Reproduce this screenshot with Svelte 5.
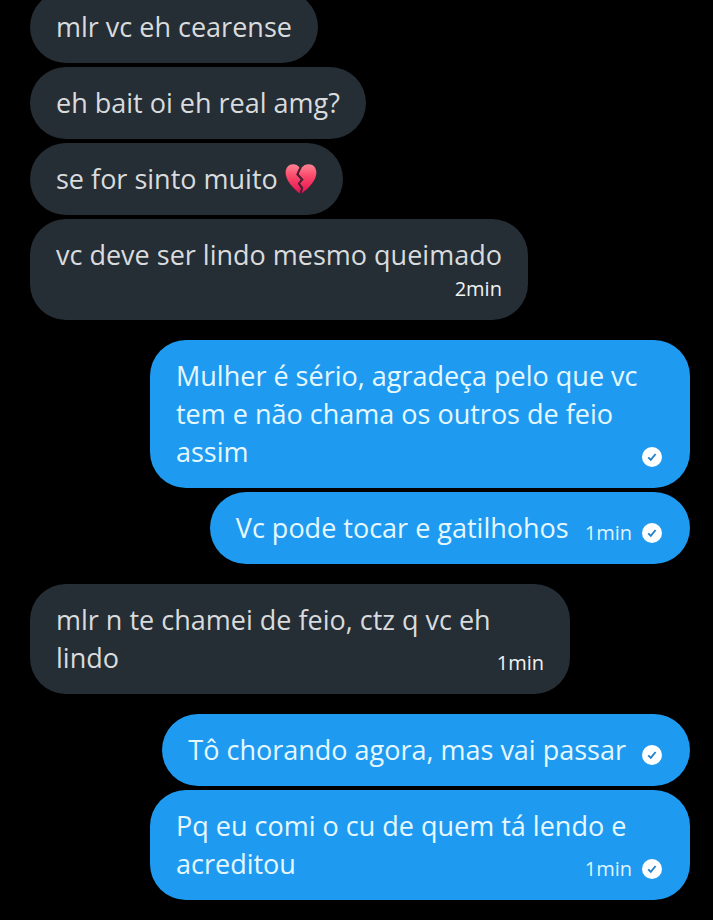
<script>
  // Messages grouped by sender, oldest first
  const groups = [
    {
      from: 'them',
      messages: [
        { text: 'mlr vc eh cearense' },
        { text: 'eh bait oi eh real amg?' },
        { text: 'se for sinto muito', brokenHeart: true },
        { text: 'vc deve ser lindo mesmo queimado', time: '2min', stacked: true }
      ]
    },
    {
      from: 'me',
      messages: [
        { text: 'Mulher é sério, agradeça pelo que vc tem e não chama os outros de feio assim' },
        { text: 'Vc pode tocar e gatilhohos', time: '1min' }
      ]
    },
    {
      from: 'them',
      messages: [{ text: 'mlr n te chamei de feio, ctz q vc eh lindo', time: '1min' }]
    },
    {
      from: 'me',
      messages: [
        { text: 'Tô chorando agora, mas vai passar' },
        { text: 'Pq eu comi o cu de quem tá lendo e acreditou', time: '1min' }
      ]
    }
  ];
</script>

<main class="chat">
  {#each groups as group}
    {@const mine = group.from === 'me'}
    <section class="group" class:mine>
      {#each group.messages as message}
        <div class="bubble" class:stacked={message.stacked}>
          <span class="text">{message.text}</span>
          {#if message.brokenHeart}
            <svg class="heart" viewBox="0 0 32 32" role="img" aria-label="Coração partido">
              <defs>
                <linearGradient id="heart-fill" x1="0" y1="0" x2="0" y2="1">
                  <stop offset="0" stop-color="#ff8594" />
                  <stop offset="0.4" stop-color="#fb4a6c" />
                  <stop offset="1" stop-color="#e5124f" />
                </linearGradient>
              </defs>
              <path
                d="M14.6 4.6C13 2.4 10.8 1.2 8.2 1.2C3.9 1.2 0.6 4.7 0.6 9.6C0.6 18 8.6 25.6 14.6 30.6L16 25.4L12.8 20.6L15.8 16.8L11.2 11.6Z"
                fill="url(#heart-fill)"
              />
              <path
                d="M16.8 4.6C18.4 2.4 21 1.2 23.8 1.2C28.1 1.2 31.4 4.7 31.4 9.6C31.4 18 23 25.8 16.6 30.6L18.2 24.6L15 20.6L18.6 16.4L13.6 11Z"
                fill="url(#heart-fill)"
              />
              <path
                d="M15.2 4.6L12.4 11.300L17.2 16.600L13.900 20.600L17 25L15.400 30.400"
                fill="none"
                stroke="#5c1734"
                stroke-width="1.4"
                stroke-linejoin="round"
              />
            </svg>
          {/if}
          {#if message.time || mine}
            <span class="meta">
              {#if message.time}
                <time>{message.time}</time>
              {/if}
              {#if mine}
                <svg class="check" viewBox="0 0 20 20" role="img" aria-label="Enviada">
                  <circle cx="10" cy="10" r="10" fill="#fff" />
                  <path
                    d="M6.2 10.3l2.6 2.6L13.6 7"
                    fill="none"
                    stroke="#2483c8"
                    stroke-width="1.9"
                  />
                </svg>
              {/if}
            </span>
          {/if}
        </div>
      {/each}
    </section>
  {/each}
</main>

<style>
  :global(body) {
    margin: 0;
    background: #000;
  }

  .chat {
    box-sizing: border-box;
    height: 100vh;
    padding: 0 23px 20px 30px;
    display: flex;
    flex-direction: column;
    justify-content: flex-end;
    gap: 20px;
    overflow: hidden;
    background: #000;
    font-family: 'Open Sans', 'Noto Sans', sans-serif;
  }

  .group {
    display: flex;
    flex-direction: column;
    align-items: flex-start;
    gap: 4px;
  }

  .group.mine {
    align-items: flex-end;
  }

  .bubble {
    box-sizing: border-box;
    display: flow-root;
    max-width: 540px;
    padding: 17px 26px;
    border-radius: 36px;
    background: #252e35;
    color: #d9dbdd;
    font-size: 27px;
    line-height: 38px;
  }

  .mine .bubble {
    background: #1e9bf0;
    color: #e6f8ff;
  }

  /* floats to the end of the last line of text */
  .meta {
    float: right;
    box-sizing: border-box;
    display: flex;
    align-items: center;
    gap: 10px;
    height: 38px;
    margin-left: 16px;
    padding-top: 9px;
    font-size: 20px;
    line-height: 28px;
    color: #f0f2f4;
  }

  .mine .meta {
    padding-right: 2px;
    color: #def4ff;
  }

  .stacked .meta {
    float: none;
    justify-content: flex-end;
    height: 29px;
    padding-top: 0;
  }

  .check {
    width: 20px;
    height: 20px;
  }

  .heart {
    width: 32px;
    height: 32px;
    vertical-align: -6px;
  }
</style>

------------------------------------------------

* **Aim of the exercise**
Omit every picture while copying the listing above exactly.

* **Answer to this task**
Reproduce this screenshot with Svelte 5.
<script>
  // Messages grouped by sender, oldest first
  const groups = [
    {
      from: 'them',
      messages: [
        { text: 'mlr vc eh cearense' },
        { text: 'eh bait oi eh real amg?' },
        { text: 'se for sinto muito', brokenHeart: true },
        { text: 'vc deve ser lindo mesmo queimado', time: '2min', stacked: true }
      ]
    },
    {
      from: 'me',
      messages: [
        { text: 'Mulher é sério, agradeça pelo que vc tem e não chama os outros de feio assim' },
        { text: 'Vc pode tocar e gatilhohos', time: '1min' }
      ]
    },
    {
      from: 'them',
      messages: [{ text: 'mlr n te chamei de feio, ctz q vc eh lindo', time: '1min' }]
    },
    {
      from: 'me',
      messages: [
        { text: 'Tô chorando agora, mas vai passar' },
        { text: 'Pq eu comi o cu de quem tá lendo e acreditou', time: '1min' }
      ]
    }
  ];
</script>

<main class="chat">
  {#each groups as group}
    {@const mine = group.from === 'me'}
    <section class="group" class:mine>
      {#each group.messages as message}
        <div class="bubble" class:stacked={message.stacked}>
          <span class="text">{message.text}</span>
          {#if message.brokenHeart}
            <svg class="heart" viewBox="0 0 32 32" role="img" aria-label="Coração partido">
              <defs>
                <linearGradient id="heart-fill" x1="0" y1="0" x2="0" y2="1">
                  <stop offset="0" stop-color="#ff8594" />
                  <stop offset="0.4" stop-color="#fb4a6c" />
                  <stop offset="1" stop-color="#e5124f" />
                </linearGradient>
              </defs>
              <path
                d="M14.6 4.6C13 2.4 10.8 1.2 8.2 1.2C3.9 1.2 0.6 4.7 0.6 9.6C0.6 18 8.6 25.6 14.6 30.6L16 25.4L12.8 20.6L15.8 16.8L11.2 11.6Z"
                fill="url(#heart-fill)"
              />
              <path
                d="M16.8 4.6C18.4 2.4 21 1.2 23.8 1.2C28.1 1.2 31.4 4.7 31.4 9.6C31.4 18 23 25.8 16.6 30.6L18.2 24.6L15 20.6L18.6 16.4L13.6 11Z"
                fill="url(#heart-fill)"
              />
              <path
                d="M15.2 4.6L12.4 11.300L17.2 16.600L13.900 20.600L17 25L15.400 30.400"
                fill="none"
                stroke="#5c1734"
                stroke-width="1.4"
                stroke-linejoin="round"
              />
            </svg>
          {/if}
          {#if message.time || mine}
            <span class="meta">
              {#if message.time}
                <time>{message.time}</time>
              {/if}
              {#if mine}
                <svg class="check" viewBox="0 0 20 20" role="img" aria-label="Enviada">
                  <circle cx="10" cy="10" r="10" fill="#fff" />
                  <path
                    d="M6.2 10.3l2.6 2.6L13.6 7"
                    fill="none"
                    stroke="#2483c8"
                    stroke-width="1.9"
                  />
                </svg>
              {/if}
            </span>
          {/if}
        </div>
      {/each}
    </section>
  {/each}
</main>

<style>
  :global(body) {
    margin: 0;
    background: #000;
  }

  .chat {
    box-sizing: border-box;
    height: 100vh;
    padding: 0 23px 20px 30px;
    display: flex;
    flex-direction: column;
    justify-content: flex-end;
    gap: 20px;
    overflow: hidden;
    background: #000;
    font-family: 'Open Sans', 'Noto Sans', sans-serif;
  }

  .group {
    display: flex;
    flex-direction: column;
    align-items: flex-start;
    gap: 4px;
  }

  .group.mine {
    align-items: flex-end;
  }

  .bubble {
    box-sizing: border-box;
    display: flow-root;
    max-width: 540px;
    padding: 17px 26px;
    border-radius: 36px;
    background: #252e35;
    color: #d9dbdd;
    font-size: 27px;
    line-height: 38px;
  }

  .mine .bubble {
    background: #1e9bf0;
    color: #e6f8ff;
  }

  /* floats to the end of the last line of text */
  .meta {
    float: right;
    box-sizing: border-box;
    display: flex;
    align-items: center;
    gap: 10px;
    height: 38px;
    margin-left: 16px;
    padding-top: 9px;
    font-size: 20px;
    line-height: 28px;
    color: #f0f2f4;
  }

  .mine .meta {
    padding-right: 2px;
    color: #def4ff;
  }

  .stacked .meta {
    float: none;
    justify-content: flex-end;
    height: 29px;
    padding-top: 0;
  }

  .check {
    width: 20px;
    height: 20px;
  }

  .heart {
    width: 32px;
    height: 32px;
    vertical-align: -6px;
  }
</style>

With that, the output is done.